The company is a member of the Independent Reporting Committee of South Africa (IRC SA).

==Corporate social responsibility==

Imperial's focus areas for corporate social responsibility include healthcare, education, road safety, sport, and skills development. The company partners with non-profits and governments to support related programs.

Founded in 2010, the Unjani Clinics initiative operates 80 clinics that provide affordable primary healthcare to people living in low-income communities. The program employs over 300 people. In 2020, Unjani celebrated the milestone of 1.5 million patient engagements, and also provided COVID-19 screening for 220,000 people.

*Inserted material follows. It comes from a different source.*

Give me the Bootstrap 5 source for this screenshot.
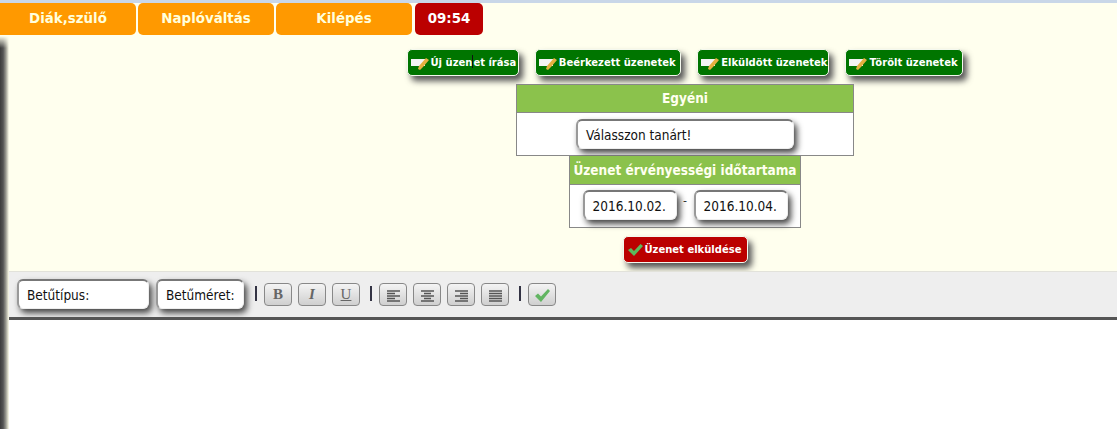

The Imperial and Motus Community Trust partnered with the South African Department of Basic Education to provide R5 million each year for 5 years, to establish libraries and resource centers.

Imperial has also partnered with the Caring Women's Forum (CWF) and the United Nations High Commissioner for Refugees (UNHCR) to deliver the Kenyan Refugee Schools Undertaking. Imperial also partners with the SOS Children's Village in Kecskemét, Hungary. The Village provides humanitarian and developmental assistance to socially disadvantaged children in 137 countries, protecting their interests and rights.

Imperial has invested in electric (FCE) fuel cell trucks, fueled by green hydrogen, as part of an initiative to shift towards the use of alternative fuel vehicles and reduce carbon emissions. The company has partnered with South African green hydrogen producer, Sasol, which also has an interest in decarbonizing heavy-duty, long-haul trucking.